Regulators are also paying attention. In the EU, new regulations such as the Digital Operational Resilience Act (DORA) have been introduced to address third-party dependency risks. Under DORA, to ensure resilience in the face of disruption, financial institutions will be held responsible for the resilience of all their information and communication technology (ICT) components, dependencies, and suppliers related to the services they provide. This includes an expectation on these institutions regarding the management, testing, and reporting of ICT issues.  

For any financial institution seeking to serve their customers online, the question of how to achieve resilience not only for the systems they own, but for the third-party suppliers they rely on, has come to the forefront.  

The search for stability

There’s a fine line between a digital scenario that merely inconveniences users or damages the relationship. Consumers today have complex relationships with banks and credit unions – relationships plural, as many customers bank with more than one institution.  

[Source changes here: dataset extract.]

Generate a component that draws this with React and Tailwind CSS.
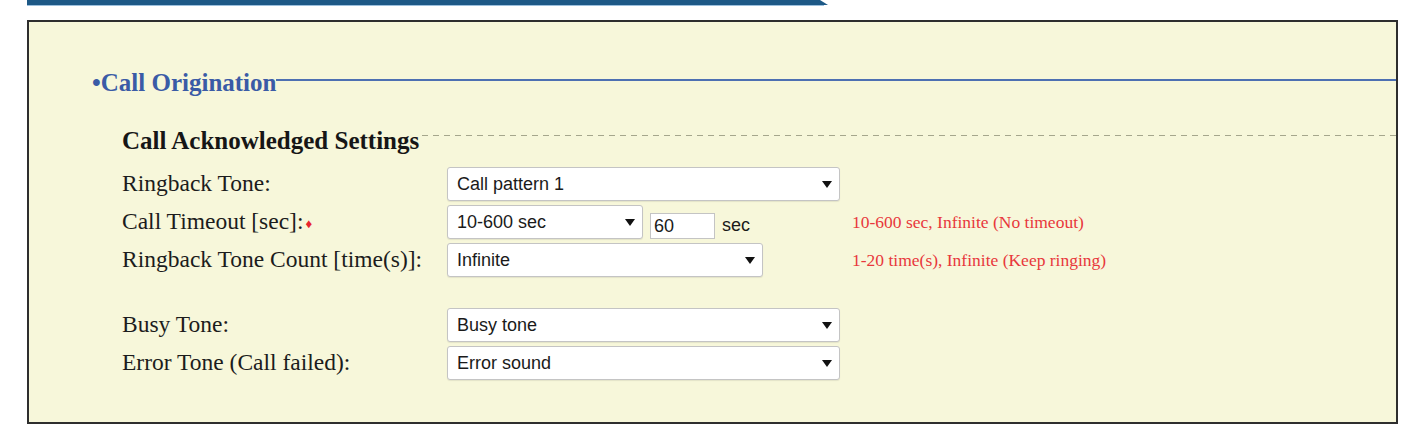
import React from 'react';

const serif = "font-['Liberation_Serif','Times_New_Roman',serif]";
const sans = "font-['Liberation_Sans',Arial,sans-serif]";

function Arrow() {
    return (
        <svg width="10" height="7" viewBox="0 0 10 7" className="shrink-0">
            <path d="M0 0 L10 0 L5 7 Z" fill="#111" />
        </svg>
    );
}

function Select({ value, width }) {
    return (
        <div
            className={`flex h-[34px] items-center justify-between rounded-[3px] border border-[#c4c4c4] bg-white pl-[9px] pr-[7px] text-[18px] text-[#1a1a1a] shadow-[0_1px_1px_rgba(0,0,0,0.08)] ${sans}`}
            style={{ width }}
        >
            <span>{value}</span>
            <Arrow />
        </div>
    );
}

function Row({ label, required, children, help }) {
    return (
        <div className="flex h-[34px] items-center">
            <div className={`w-[325px] shrink-0 text-[23.5px] text-[#1c1c1c] ${serif}`}>
                {label}
                {required && <span className="ml-[2px] align-middle text-[13px] text-[#e8262e]">♦</span>}
            </div>
            <div className="flex w-[405px] shrink-0 items-center">{children}</div>
            {help && <div className={`text-[17.5px] text-[#e8383c] ${serif}`}>{help}</div>}
        </div>
    );
}

export default function App() {
    return (
        <div className="h-[444px] w-[1424px] overflow-hidden bg-white">
            {/* header strip */}
            <div className="ml-[27px] w-[801px]">
                <div className="h-[5px] bg-[#1d5986] [clip-path:polygon(0_0,99%_0,100%_100%,0_100%)]" />
                <div className="h-[1px] w-[797px] bg-[#9cc0dd]" />
            </div>

            <div className="ml-[27px] mt-[14px] h-[404px] w-[1371px] border-2 border-[#2e2e2e] bg-[#f7f7da] pt-[46px]">
                {/* section title */}
                <div className="flex h-[28px] items-center pl-[63px]">
                    <span className={`text-[25px] font-bold leading-none text-[#3a5ba6] ${serif}`}>•Call Origination</span>
                    <div className="mb-[5px] h-[2px] flex-1 bg-[#4d70b2]" />
                </div>

                <div className="ml-[93px] mt-[30px]">
                    {/* group title */}
                    <div className="flex h-[28px] items-center">
                        <span className={`text-[25px] font-bold leading-none text-[#161616] ${serif}`}>Call Acknowledged Settings</span>
                        <div className="mb-[9px] ml-[3px] h-[1.5px] flex-1 bg-[repeating-linear-gradient(to_right,#a5a68c_0_6px,transparent_6px_11px)]" />
                    </div>

                    <div className="mt-[13px] flex flex-col gap-[4px]">
                        <Row label="Ringback Tone:">
                            <Select value="Call pattern 1" width={393} />
                        </Row>
                        <Row label="Call Timeout [sec]:" required help="10-600 sec, Infinite (No timeout)">
                            <Select value="10-600 sec" width={196} />
                            <div className={`ml-[7px] mt-[8px] flex h-[26px] w-[65px] items-center border border-[#c4c4c4] bg-white pl-[3px] text-[18px] text-[#1a1a1a] ${sans}`}>
                                60
                            </div>
                            <span className={`ml-[7px] mt-[6px] text-[18px] text-[#1a1a1a] ${sans}`}>sec</span>
                        </Row>
                        <Row label="Ringback Tone Count [time(s)]:" help="1-20 time(s), Infinite (Keep ringing)">
                            <Select value="Infinite" width={316} />
                        </Row>
                    </div>

                    <div className="mt-[31px] flex flex-col gap-[4px]">
                        <Row label="Busy Tone:">
                            <Select value="Busy tone" width={393} />
                        </Row>
                        <Row label="Error Tone (Call failed):">
                            <Select value="Error sound" width={393} />
                        </Row>
                    </div>
                </div>
            </div>
        </div>
    );
}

Last year’s mass computer crash, which impacted multiple banks, served as an example of how a system failure in a third-party provider impacted banks’ own digital systems. But when it comes to accessibility, customers don’t differentiate between provider responsibility and it’s precisely this kind of scenario that has serious implications for customer loyalty and engagement. Whether it is online banking, stock trading, or payment processing, every minute of downtime puts brand perception and loyalty at risk and ultimately risks eroding customer trust. 

Confidence in a digitised banking system is drawn from its stability, yet we can see some brittleness in the system as it stands. A stable experience, delivered over time, will likely paint the digital age of banking an uneventful one. For it to be uneventful, new levels of overview are required that span across the entire digital supply chain that powers customers’ digital experience, including performance, stability, and capacity to handle adverse conditions. 

An uneventful future

What’s important now is that the inconveniences of the age of digital banking – the downtime, the unavailability of digital systems – are minimised. For banks and credit unions, that means having visibility across all digital processes and transactional systems from start to finish, including all the ways in which services are interconnected. Digital systems often break in obtuse ways. While not every scenario can be tested and planned for, constantly understanding the weakest link and having the opportunity to address it internally, or the evidence to flag it as an issue with an external technology supplier – brings banks and credit unions a long way towards having resilient systems that perform well for customers, and that helps tech teams identify an issue or degradation as it starts to occur. 

In 2025, no banking customer will tolerate service outages. In the case of operations within the EU, regulations will not permit a lack of resilience, including in third-party dependencies. But adopting ways to achieve digital resilience isn’t impossible and the best thing of all, customers will love you for it too.